• **Written instruction**: Return the material word for word. Do not include the pictures.
━━━━━━━━━━
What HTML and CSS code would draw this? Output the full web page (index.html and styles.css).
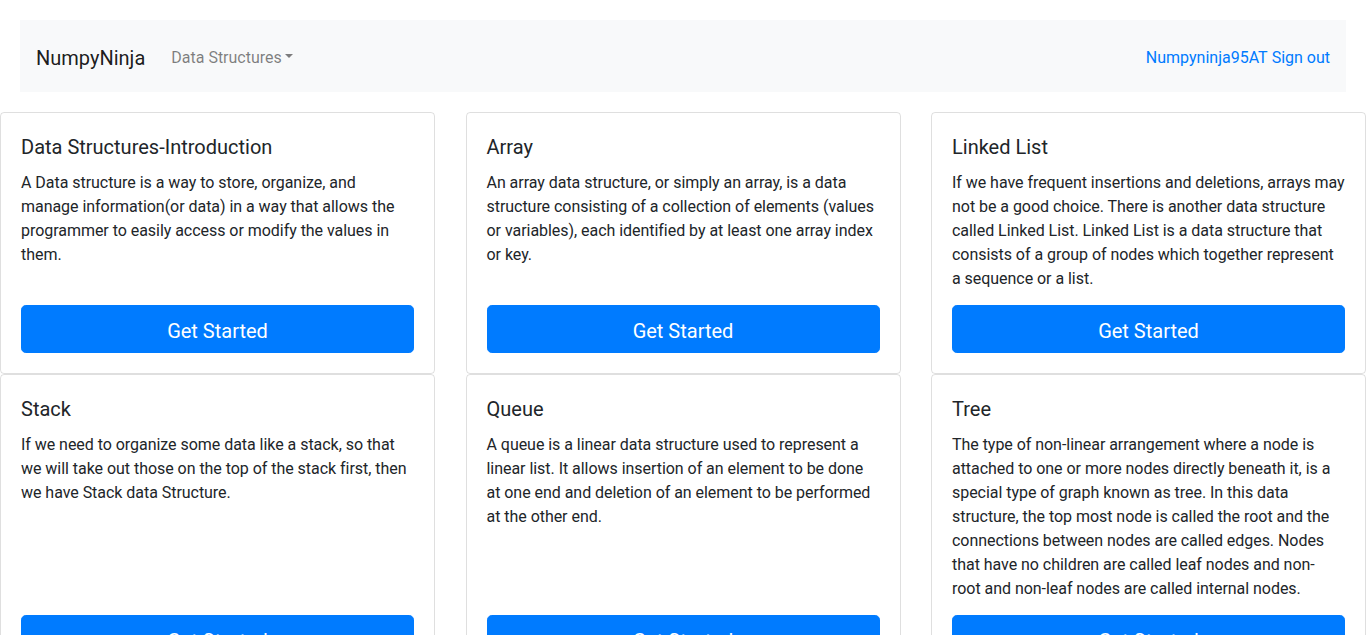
FILE: index.html
```html
<!DOCTYPE html>
<html lang="en">
<head>
<meta charset="utf-8">
<title>NumpyNinja</title>
<link rel="stylesheet" href="styles.css">
</head>
<body>
<nav class="navbar">
  <div class="nav-left">
    <a class="brand" href="#">NumpyNinja</a>
    <a class="nav-link dropdown" href="#">Data Structures<span class="caret"></span></a>
  </div>
  <div class="nav-right">
    <a class="user-link" href="#">Numpyninja95AT</a>
    <a class="user-link" href="#">Sign out</a>
  </div>
</nav>
<main class="cards">
  <div class="card">
    <h5 class="card-title">Data Structures-Introduction</h5>
    <p class="card-text">A Data structure is a way to store, organize, and manage information(or data) in a way that allows the programmer to easily access or modify the values in them.</p>
    <a class="btn" href="#">Get Started</a>
  </div>
  <div class="card">
    <h5 class="card-title">Array</h5>
    <p class="card-text">An array data structure, or simply an array, is a data structure consisting of a collection of elements (values or variables), each identified by at least one array index or key.</p>
    <a class="btn" href="#">Get Started</a>
  </div>
  <div class="card">
    <h5 class="card-title">Linked List</h5>
    <p class="card-text">If we have frequent insertions and deletions, arrays may not be a good choice. There is another data structure called Linked List. Linked List is a data structure that consists of a group of nodes which together represent a&nbsp;sequence or a list.</p>
    <a class="btn" href="#">Get Started</a>
  </div>
  <div class="card">
    <h5 class="card-title">Stack</h5>
    <p class="card-text">If we need to organize some data like a stack, so that we will take out those on the top of the stack first, then we have Stack data Structure.</p>
    <a class="btn" href="#">Get Started</a>
  </div>
  <div class="card">
    <h5 class="card-title">Queue</h5>
    <p class="card-text">A queue is a linear data structure used to represent a linear list. It allows insertion of an element to be done at&nbsp;one end and deletion of an element to be performed at the other end.</p>
    <a class="btn" href="#">Get Started</a>
  </div>
  <div class="card">
    <h5 class="card-title">Tree</h5>
    <p class="card-text">The type of non-linear arrangement where a node is attached to one or more nodes directly beneath it, is a special type of graph known as tree. In this data structure, the top most node is called the root and the connections between nodes are called edges. Nodes that have no children are called leaf nodes and non-<br>root and non-leaf nodes are called internal nodes.</p>
    <a class="btn" href="#">Get Started</a>
  </div>
</main>
</body>
</html>
```
FILE: styles.css
```css
* { box-sizing: border-box; }
html, body { margin: 0; padding: 0; }
body {
  font-family: "Roboto", "Liberation Sans", sans-serif;
  font-size: 16px;
  line-height: 1.5;
  color: #212529;
  background: #fff;
}
a { text-decoration: none; }
.navbar {
  margin: 20px;
  background: #f8f9fa;
  padding: 18px 16px 14px 16px;
  height: 72px;
  display: flex;
  align-items: center;
  justify-content: space-between;
}
.nav-left { display: flex; align-items: center; }
.brand {
  font-size: 20px;
  line-height: 30px;
  color: rgba(0,0,0,.9);
  margin-right: 18px;
  padding: 5px 0;
}
.nav-link {
  color: rgba(0,0,0,.5);
  padding: 8px;
  display: flex;
  align-items: center;
}
.caret {
  display: inline-block;
  margin-left: 3px;
  width: 0; height: 0;
  border-top: 4.8px solid rgba(0,0,0,.5);
  border-left: 4.8px solid transparent;
  border-right: 4.8px solid transparent;
  position: relative;
  top: -2px;
}
.nav-right { display: flex; gap: 4px; }
.user-link { color: #007bff; }
.cards {
  display: flex;
  flex-wrap: wrap;
  justify-content: space-between;
}
.card {
  width: 435px;
  border: 1px solid rgba(0,0,0,.125);
  border-radius: 4px;
  padding: 20px;
  display: flex;
  flex-direction: column;
}
.card-title {
  margin: 0 0 12px 0;
  padding-top: 2px;
  font-size: 20px;
  font-weight: 400;
  line-height: 24px;
}
.card-text {
  margin: 0 0 14px 0;
  letter-spacing: -0.04px;
}
.btn {
  margin-top: auto;
  display: block;
  background: #007bff;
  color: #fff;
  text-align: center;
  font-size: 20px;
  line-height: 30px;
  padding: 10px 16px 6px 16px;
  border: 1px solid #007bff;
  border-radius: 4.8px;
}
```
━━━━━━━━━━
• **Solution to the problem**:
What HTML and CSS code would draw this? Output the full web page (index.html and styles.css).
FILE: index.html
```html
<!DOCTYPE html>
<html lang="en">
<head>
<meta charset="utf-8">
<title>NumpyNinja</title>
<link rel="stylesheet" href="styles.css">
</head>
<body>
<nav class="navbar">
  <div class="nav-left">
    <a class="brand" href="#">NumpyNinja</a>
    <a class="nav-link dropdown" href="#">Data Structures<span class="caret"></span></a>
  </div>
  <div class="nav-right">
    <a class="user-link" href="#">Numpyninja95AT</a>
    <a class="user-link" href="#">Sign out</a>
  </div>
</nav>
<main class="cards">
  <div class="card">
    <h5 class="card-title">Data Structures-Introduction</h5>
    <p class="card-text">A Data structure is a way to store, organize, and manage information(or data) in a way that allows the programmer to easily access or modify the values in them.</p>
    <a class="btn" href="#">Get Started</a>
  </div>
  <div class="card">
    <h5 class="card-title">Array</h5>
    <p class="card-text">An array data structure, or simply an array, is a data structure consisting of a collection of elements (values or variables), each identified by at least one array index or key.</p>
    <a class="btn" href="#">Get Started</a>
  </div>
  <div class="card">
    <h5 class="card-title">Linked List</h5>
    <p class="card-text">If we have frequent insertions and deletions, arrays may not be a good choice. There is another data structure called Linked List. Linked List is a data structure that consists of a group of nodes which together represent a&nbsp;sequence or a list.</p>
    <a class="btn" href="#">Get Started</a>
  </div>
  <div class="card">
    <h5 class="card-title">Stack</h5>
    <p class="card-text">If we need to organize some data like a stack, so that we will take out those on the top of the stack first, then we have Stack data Structure.</p>
    <a class="btn" href="#">Get Started</a>
  </div>
  <div class="card">
    <h5 class="card-title">Queue</h5>
    <p class="card-text">A queue is a linear data structure used to represent a linear list. It allows insertion of an element to be done at&nbsp;one end and deletion of an element to be performed at the other end.</p>
    <a class="btn" href="#">Get Started</a>
  </div>
  <div class="card">
    <h5 class="card-title">Tree</h5>
    <p class="card-text">The type of non-linear arrangement where a node is attached to one or more nodes directly beneath it, is a special type of graph known as tree. In this data structure, the top most node is called the root and the connections between nodes are called edges. Nodes that have no children are called leaf nodes and non-<br>root and non-leaf nodes are called internal nodes.</p>
    <a class="btn" href="#">Get Started</a>
  </div>
</main>
</body>
</html>
```
FILE: styles.css
```css
* { box-sizing: border-box; }
html, body { margin: 0; padding: 0; }
body {
  font-family: "Roboto", "Liberation Sans", sans-serif;
  font-size: 16px;
  line-height: 1.5;
  color: #212529;
  background: #fff;
}
a { text-decoration: none; }
.navbar {
  margin: 20px;
  background: #f8f9fa;
  padding: 18px 16px 14px 16px;
  height: 72px;
  display: flex;
  align-items: center;
  justify-content: space-between;
}
.nav-left { display: flex; align-items: center; }
.brand {
  font-size: 20px;
  line-height: 30px;
  color: rgba(0,0,0,.9);
  margin-right: 18px;
  padding: 5px 0;
}
.nav-link {
  color: rgba(0,0,0,.5);
  padding: 8px;
  display: flex;
  align-items: center;
}
.caret {
  display: inline-block;
  margin-left: 3px;
  width: 0; height: 0;
  border-top: 4.8px solid rgba(0,0,0,.5);
  border-left: 4.8px solid transparent;
  border-right: 4.8px solid transparent;
  position: relative;
  top: -2px;
}
.nav-right { display: flex; gap: 4px; }
.user-link { color: #007bff; }
.cards {
  display: flex;
  flex-wrap: wrap;
  justify-content: space-between;
}
.card {
  width: 435px;
  border: 1px solid rgba(0,0,0,.125);
  border-radius: 4px;
  padding: 20px;
  display: flex;
  flex-direction: column;
}
.card-title {
  margin: 0 0 12px 0;
  padding-top: 2px;
  font-size: 20px;
  font-weight: 400;
  line-height: 24px;
}
.card-text {
  margin: 0 0 14px 0;
  letter-spacing: -0.04px;
}
.btn {
  margin-top: auto;
  display: block;
  background: #007bff;
  color: #fff;
  text-align: center;
  font-size: 20px;
  line-height: 30px;
  padding: 10px 16px 6px 16px;
  border: 1px solid #007bff;
  border-radius: 4.8px;
}
```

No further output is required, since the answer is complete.